KYD YA Championship – contributors, titles and how to win

by Stephanie Van Schilt , July 27, 201216 Comments
Image credit: Wonderlane

Happy almost weekend everyone! Our usual Friday Amusement and distractions posts are on hiatus for the next few weeks because something special is going on here at Killings

Are you getting ready? Are you getting excited? Get your books out and your voting caps on because the KYD YA Championship starts next week!

From Monday 30 July until 17 August, contributors will be championing their favourite Australian YA classic from the last 30 years. At the end of each post, you will have the chance to vote to determine the winner – just follow the links.

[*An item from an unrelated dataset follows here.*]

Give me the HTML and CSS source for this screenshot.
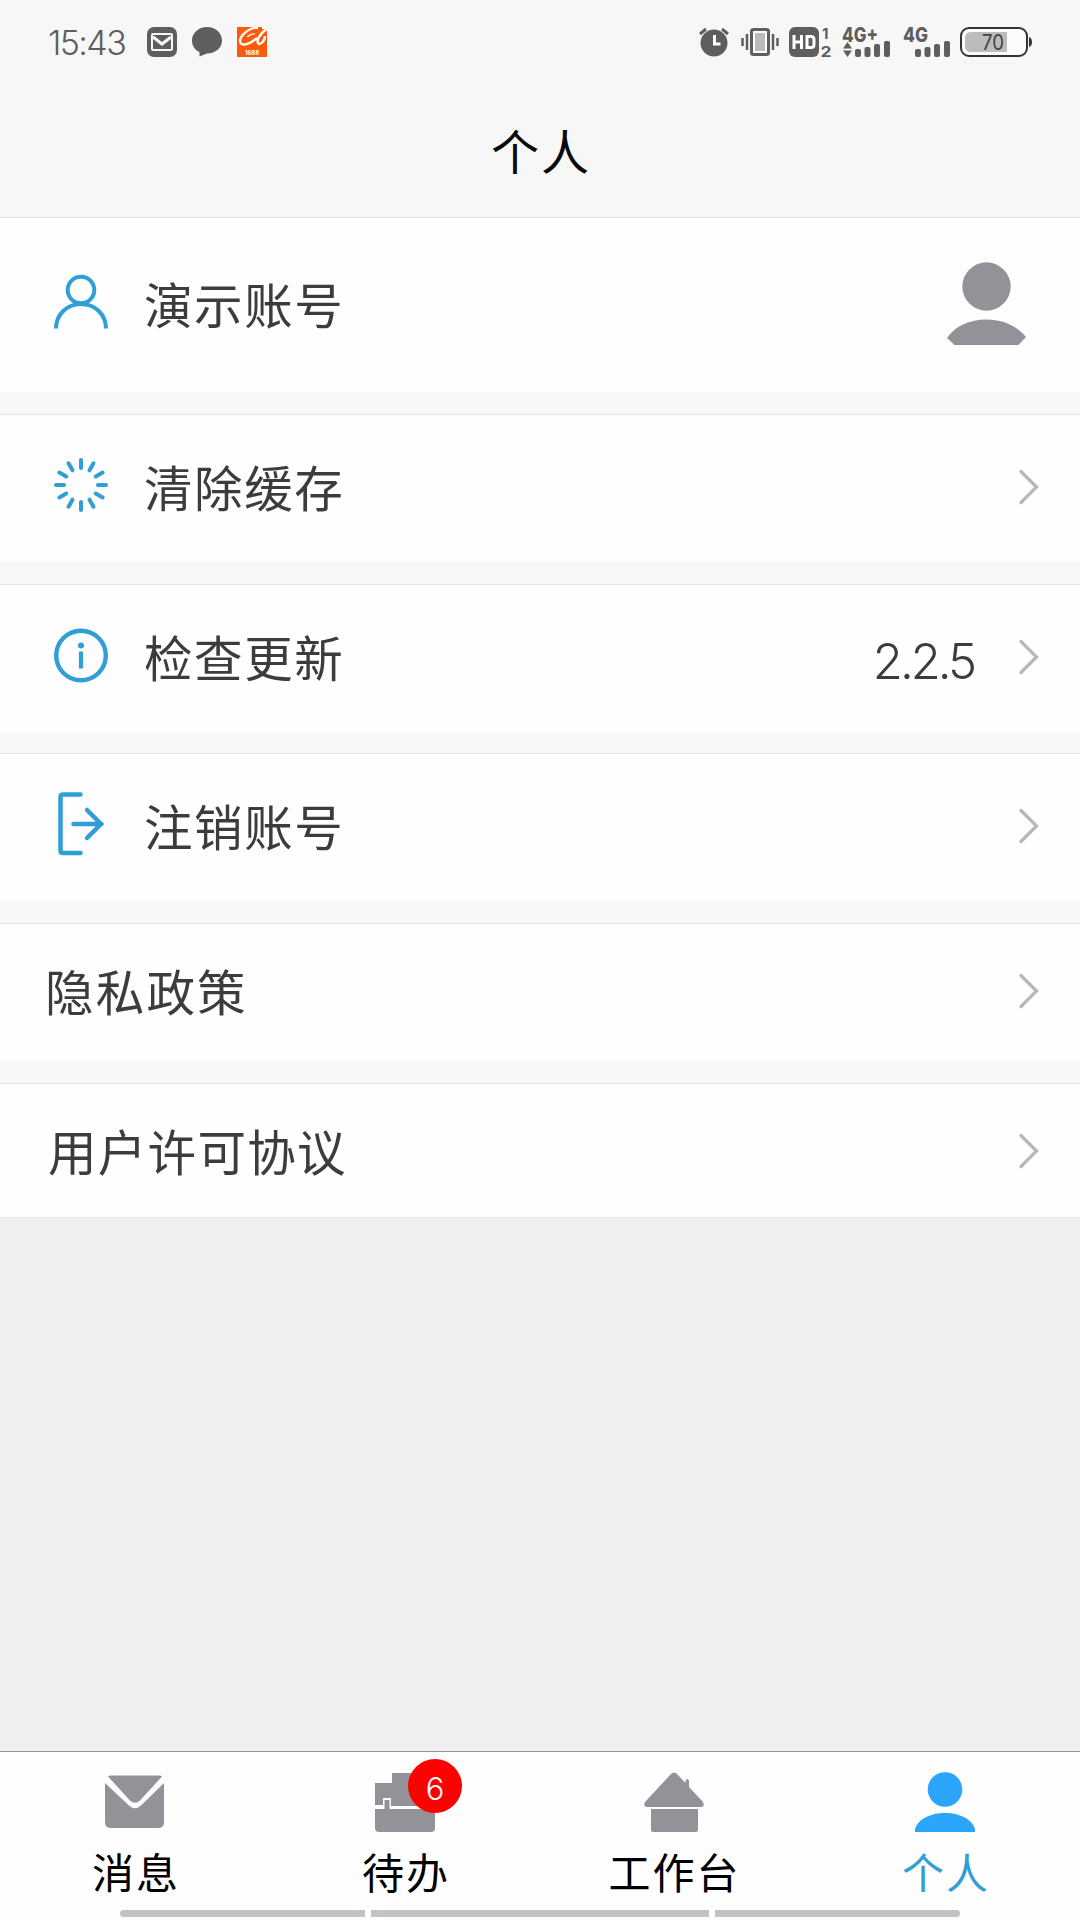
FILE: index.html
```html
<!DOCTYPE html>
<html lang="zh-CN">
<head>
<meta charset="utf-8">
<title>个人</title>
<link rel="stylesheet" href="styles.css">
</head>
<body>
<div class="app">
  <header class="top">
    <div class="status">
      <span class="clock">15:43</span>
      <svg class="notices" width="122" height="32" viewBox="146 26 122 32">
        <rect x="147" y="27" width="30" height="30" rx="7" fill="#5e5e5e"/>
        <rect x="152" y="34" width="20" height="16" rx="1" fill="none" stroke="#f8f8f8" stroke-width="2"/>
        <path d="M153 37l9 7 9-7" fill="none" stroke="#f8f8f8" stroke-width="3"/>
        <path d="M207 27c8.500 0 15 6 15 13.500S215.500 53.500 207 53.500l-7.500 3v-4.500C195 50 192 46 192 40.500 192 33 198.500 27 207 27z" fill="#5e5e5e"/>
        <rect x="237" y="27" width="30" height="30" fill="#fa5a0a"/>
        <path d="M258 28C249 27 240 36 240 41c0 6 9 4 17-3M267 29c-7 4-12 13-8 15 3 0 6-4 6-8M262 28l5-1" fill="none" stroke="#fff" stroke-width="2.400"/>
        <path d="M247 37q5-4 8-3" fill="none" stroke="#fff" stroke-width="1.300"/>
        <text x="245" y="54.500" class="tiny" textLength="14" lengthAdjust="spacingAndGlyphs">1688</text>
      </svg>
      <svg class="system" width="336" height="34" viewBox="698 25 336 34">
        <g fill="#5e5e5e">
          <circle cx="714" cy="43" r="13.500"/>
          <path d="M700 34l6-5M728 34l-6-5" stroke="#5e5e5e" stroke-width="3"/>
          <path d="M714.500 35v9h6" fill="none" stroke="#fff" stroke-width="3"/>
          <rect x="751.500" y="29.500" width="17" height="25" rx="2" fill="#fafafa" stroke="#5e5e5e" stroke-width="3"/>
          <rect x="755" y="33" width="10" height="18" fill="#bbb"/>
          <path d="M747 34v16M742.500 38v8M773 34v16M777.500 38v8" stroke="#5e5e5e" stroke-width="2.500"/>
          <rect x="789" y="27" width="30" height="30" rx="6"/>
          <path d="M794 35v14M801.500 35v14M794 42h7.500M807 36.500v11h4q3 0 3-3v-5q0-3-3-3z" fill="none" stroke="#fff" stroke-width="3"/>
          <text x="822" y="38.500" class="sim">1</text>
          <text x="820.500" y="56.500" class="sim" textLength="11" lengthAdjust="spacingAndGlyphs">2</text>
          <text x="842" y="41.500" class="net" textLength="36" lengthAdjust="spacingAndGlyphs">4G+</text>
          <path d="M843 48.500l4.500-6.500 4.500 6.500zM843 50.500l4.500 6.500 4.500-6.500z"/>
          <g>
            <rect x="855" y="49" width="6" height="8" rx="2"/><rect x="864.500" y="47" width="6" height="10" rx="2"/><rect x="874" y="44" width="6" height="13" rx="2"/><rect x="884" y="41" width="6" height="16" rx="2"/>
            <rect x="915" y="49" width="6" height="8" rx="2"/><rect x="924.500" y="47" width="6" height="10" rx="2"/><rect x="934" y="44" width="6" height="13" rx="2"/><rect x="944" y="41" width="6" height="16" rx="2"/>
          </g>
          <text x="903" y="41.500" class="net" textLength="25" lengthAdjust="spacingAndGlyphs">4G</text>
        </g>
        <rect x="961" y="28" width="66" height="28" rx="8" fill="#fbfbfb" stroke="#333" stroke-width="2"/>
        <path d="M1007 32h-36q-6 0-6 6v8q0 6 6 6h36z" fill="#bcbcbc"/>
        <path d="M1029 37q3 1 3 5t-3 5z" fill="#333"/>
        <text x="982" y="50" class="level" textLength="22" lengthAdjust="spacingAndGlyphs">70</text>
      </svg>
    </div>
    <h1 class="title">个人</h1>
  </header>

  <main class="list">
    <div class="row row-account">
      <svg class="icon" viewBox="0 0 54 66"><g fill="none" stroke="#2f9fd6" stroke-width="4"><circle cx="27" cy="20" r="13.300"/><path d="M2 58.500C2 44.500 13 34 27 34S52 44.500 52 58.500"/></g></svg>
      <span class="label">演示账号</span>
      <svg class="avatar" width="80" height="84" viewBox="0 0 80 84"><g fill="#949199"><circle cx="40.500" cy="24.500" r="24.200"/><path d="M1 76C9 64 24 57.500 40.500 57.500S71 64 80 75l-7.500 8H8.500z"/></g></svg>
    </div>
    <div class="row row-cache">
      <svg class="icon" viewBox="0 0 54 66"><g stroke="#2f9fd6" stroke-width="4" stroke-linecap="round"><path id="ray" d="M27 8v8"/><use href="#ray" transform="rotate(30 27 33)"/><use href="#ray" transform="rotate(60 27 33)"/><use href="#ray" transform="rotate(90 27 33)"/><use href="#ray" transform="rotate(120 27 33)"/><use href="#ray" transform="rotate(150 27 33)"/><use href="#ray" transform="rotate(180 27 33)"/><use href="#ray" transform="rotate(210 27 33)"/><use href="#ray" transform="rotate(240 27 33)"/><use href="#ray" transform="rotate(270 27 33)"/><use href="#ray" transform="rotate(300 27 33)"/><use href="#ray" transform="rotate(330 27 33)"/></g></svg>
      <span class="label">清除缓存</span>
      <svg class="chevron" viewBox="0 0 20 36"><path d="M2 2.500L17.500 18 2 33.500"/></svg>
    </div>
    <div class="row row-update">
      <svg class="icon" viewBox="0 0 54 66"><circle cx="27" cy="32.500" r="24.800" fill="none" stroke="#2f9fd6" stroke-width="4.400"/><circle cx="27" cy="22.500" r="3" fill="#2f9fd6"/><path d="M27 28.500v17" stroke="#2f9fd6" stroke-width="4.200"/></svg>
      <span class="label">检查更新</span>
      <span class="version">2.2.5</span>
      <svg class="chevron" viewBox="0 0 20 36"><path d="M2 2.500L17.500 18 2 33.500"/></svg>
    </div>
    <div class="row row-logout">
      <svg class="icon" viewBox="0 0 54 66"><path d="M26.500 3.500H9Q6.500 3.500 6.500 6v53.500Q6.500 62 9 62H26.500M19.500 33h28M33 19l14 14L33 47" fill="none" stroke="#2f9fd6" stroke-width="4.500" stroke-linecap="round"/></svg>
      <span class="label">注销账号</span>
      <svg class="chevron" viewBox="0 0 20 36"><path d="M2 2.500L17.500 18 2 33.500"/></svg>
    </div>
    <div class="row row-privacy">
      <span class="label">隐私政策</span>
      <svg class="chevron" viewBox="0 0 20 36"><path d="M2 2.500L17.500 18 2 33.500"/></svg>
    </div>
    <div class="row row-license">
      <span class="label">用户许可协议</span>
      <svg class="chevron" viewBox="0 0 20 36"><path d="M2 2.500L17.500 18 2 33.500"/></svg>
    </div>
  </main>

  <nav class="tabs">
    <div class="tab">
      <svg class="tab-icon" viewBox="0 0 60 62"><g fill="#949298"><path d="M3 4.500Q4 3.500 6 3.500H54Q56 3.500 57 4.500L35 28.500Q30 33 25 28.500z"/><path d="M0 11L24 33.500Q30 39 36 33.500L59 11V50Q59 56 53 56H6Q0 56 0 50z"/></g></svg>
      <span>消息</span>
    </div>
    <div class="tab">
      <svg class="tab-icon" viewBox="0 0 60 62"><g fill="#949298"><path d="M0 11H17V1H43V11H60V34H16V26H8V33H0z"/><path d="M0 37H9.500V28H14.500V37H60V56Q60 60 56 60H4Q0 60 0 56z"/></g></svg>
      <b class="badge">6</b>
      <span>待办</span>
    </div>
    <div class="tab tab-work">
      <svg class="tab-icon" viewBox="0 0 60 62"><g fill="#949298"><path d="M27 2Q30-1 33 2L41.500 11V8.500Q43.500 5.500 45 8.500V15L59 30Q61 35 57 35H3Q-1 35 1 30z"/><path d="M7 37H54V58Q54 60 52 60H9Q7 60 7 58z"/></g></svg>
      <span>工作台</span>
    </div>
    <div class="tab active">
      <svg class="tab-icon" viewBox="0 0 60 62"><g fill="#2ba4fb"><circle cx="30" cy="17.500" r="17.300"/><path d="M0 60V57C3 47 16 41 30 41S57 47 60 57V60z"/></g></svg>
      <span>个人</span>
    </div>
    <div class="gesture"><i></i><i></i><i></i></div>
  </nav>
</div>
</body>
</html>
```
FILE: styles.css
```css
* { box-sizing: border-box; }
body {
  margin: 0;
  font-family: Inter, "Noto Sans CJK SC", sans-serif;
  color: #3c3c3e;
}
.app {
  width: 1080px;
  height: 1920px;
  display: flex;
  flex-direction: column;
  background: #f0eef0;
}
svg { display: block; flex: none; overflow: visible; }

.top {
  height: 218px;
  background: #f8f7f8;
  border-bottom: 1px solid #dfdfe1;
}
.status {
  height: 84px;
  display: flex;
  align-items: center;
  padding: 0 46px 0 48px;
}
.clock {
  width: 98px;
  margin-top: 1px;
  font-size: 34px;
  font-weight: 300;
  line-height: 40px;
  letter-spacing: -1.6px;
  color: #5e5e5e;
}
.system { margin-left: auto; }
.tiny { font: 700 6px Inter, sans-serif; fill: #fff; }
.sim { font: 700 15px Inter, sans-serif; }
.net { font: 800 20px Inter, sans-serif; }
.level { font: 400 21px Inter, sans-serif; fill: #444; }
.title {
  margin: 31px 0 0;
  font-size: 48px;
  font-weight: 400;
  line-height: 76px;
  letter-spacing: 2px;
  text-indent: 2px;
  text-align: center;
  color: #0a0a0a;
}

.list {
  display: flex;
  flex-direction: column;
  background: #f8f7f9;
  border-bottom: 1px solid #e6e5e8;
}
.row {
  display: flex;
  align-items: center;
  padding: 0 41px 0 54px;
  background: #fefefe;
  border-top: 1px solid #e3e2e5;
}
.row-account { height: 174px; border-top: 0; padding-right: 54px; }
.row-cache { height: 147px; margin-top: 22px; }
.row-update { height: 148px; margin-top: 23px; }
.row-logout { height: 147px; margin-top: 21px; }
.row-privacy { height: 137px; margin-top: 23px; padding-left: 45px; }
.row-license { height: 134px; margin-top: 23px; padding-left: 48px; }
.icon { width: 54px; height: 66px; margin: 0 36px 6px 0; }
.row-account .icon { margin-bottom: 5px; }
.label {
  flex: 1;
  margin-top: 3px;
  font-size: 48.5px;
  line-height: 72px;
  letter-spacing: 1.6px;
}
.row-privacy .label { letter-spacing: 2.2px; }
.row-license .label { margin-top: 6px; letter-spacing: 1.3px; }
.avatar { margin-bottom: 3px; }
.chevron { width: 20px; height: 36px; margin-bottom: 3px; }
.row-license .chevron { margin-bottom: 0; }
.chevron path { fill: none; stroke: #b7b6ba; stroke-width: 3.2; stroke-linecap: round; }
.version {
  margin: 6px 45px 0 0;
  font-size: 49px;
  font-weight: 300;
  line-height: 60px;
  letter-spacing: -3px;
}

.tabs {
  height: 169px;
  margin-top: auto;
  display: grid;
  grid-template-columns: repeat(4, 270px);
  grid-template-rows: 158px 7px;
  background: #fefefe;
  border-top: 1px solid #939295;
}
.tab {
  position: relative;
  display: flex;
  flex-direction: column;
  align-items: center;
  padding-top: 20px;
  color: #000;
}
.tab-work { padding-right: 3px; }
.tab-icon { width: 60px; height: 62px; }
.tab span {
  margin-top: 9px;
  font-size: 42px;
  line-height: 62px;
  letter-spacing: 2px;
  text-indent: 2px;
}
.tab.active { color: #2f9fd6; }
.badge {
  position: absolute;
  left: 138px;
  top: 7px;
  width: 54px;
  height: 54px;
  border-radius: 50%;
  background: #fe0000;
  color: #fff;
  font-size: 31px;
  font-weight: 300;
  line-height: 60px;
  text-align: center;
}
.gesture {
  grid-column: 1 / -1;
  display: grid;
  grid-template-columns: 245px 338px 245px;
  gap: 6px;
  justify-content: center;
}
.gesture i { background: #c4c2c6; }
.gesture i:first-child { border-radius: 4px 0 0 4px; }
.gesture i:last-child { border-radius: 0 4px 4px 0; }
```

And don’t forget that when you vote, you go into the draw to be a winner yourself – we have three amazing YA prize packs from our friends at Allen & Unwin, Penguin and Hardie Grant Egmont to give away.

Can’t wait until Monday to find out who is involved and what books will be discussed? Good, because the wait is over! Our eleven contributors and contenders for the KYDYAC crown are *drum roll* …

  • Kate O’Donnell on Tomorrow, When the War Began by John Marsden (1993)
  • Andrew McDonald on Space Demons by Gillian Rubinstein (1985)
  • Agnes Nieuwenhuizen on Looking For Alibrandi by Melina Marchetta (1992)
  • Judith Ridge on Loving Athena by Joanne Horniman (1997)
  • Lili Wilkinson on Obernewtyn by Isobelle Carmody (1987)
  • Holly Harper on Sabriel by Garth Nix (1995)
  • Ruth Starke on Deadly, Unna? By Phillip Gwynne (1999)
  • Alyssa Brugman on Fortress by Gabrielle Lord (1980)
  • Adele Walsh on Mandragora by David McRobbie (1994)
  • Bec Kavanagh on Came Back to Show You I Could Fly by Robin Klein (1991)
  • Jordi Kerr on The Ghost’s Child by Sonya Hartnett (2007)

If your favourite Australian YA book from the last thirty years isn’t featured in our shortlist, never fear – from Monday you can vote for it to be the KYDYAC People’s Choice winner.

We’d also love to hear from you about KYDYAC or YA in general, so jump in on the comments, follow us on Twitter (@kyd_journal, #KYDYAC) and Facebook. Also, for all updates, sign up to our e-News or subscribe to the Killings RSS feed.

  • Liza

    When you see it laid out like this, you can see what a golden age the 80s and 90s were for Oz YA – it’s a fabulous list.

  • kate o’d

    Hoo boy, get ready. This is exciting. What a brilliant list. Though, I shall not be distracted from my book, not my my champion book, oh my sure winner…ooh, Jo Horniman, Sonya Hartnett,SPACE DEMONS!…no no. Keep on track, Kate…

  • Jordi

    Am I the youngest contributor?? Representing the ’00s!

  • Judith

    Is it any coincidence that the KYDYAC is running at the same time at that other minor competition… the Olympics? I think not. Let the Games Begin! (And you all have to vote for Loving Athena because it is one of THE great under-recognised Australian YA books of all time.) (Plus I will send you dark chocolate licorice bullets if you do.)

  • Judith

    Also, small technical correction: There is no “I” at the beginning of Came Back to Show you I Could Fly. Bonus points (and dark chocolate licorice bullets) to those of us old enough to remember the song (and singer) it is a quote from.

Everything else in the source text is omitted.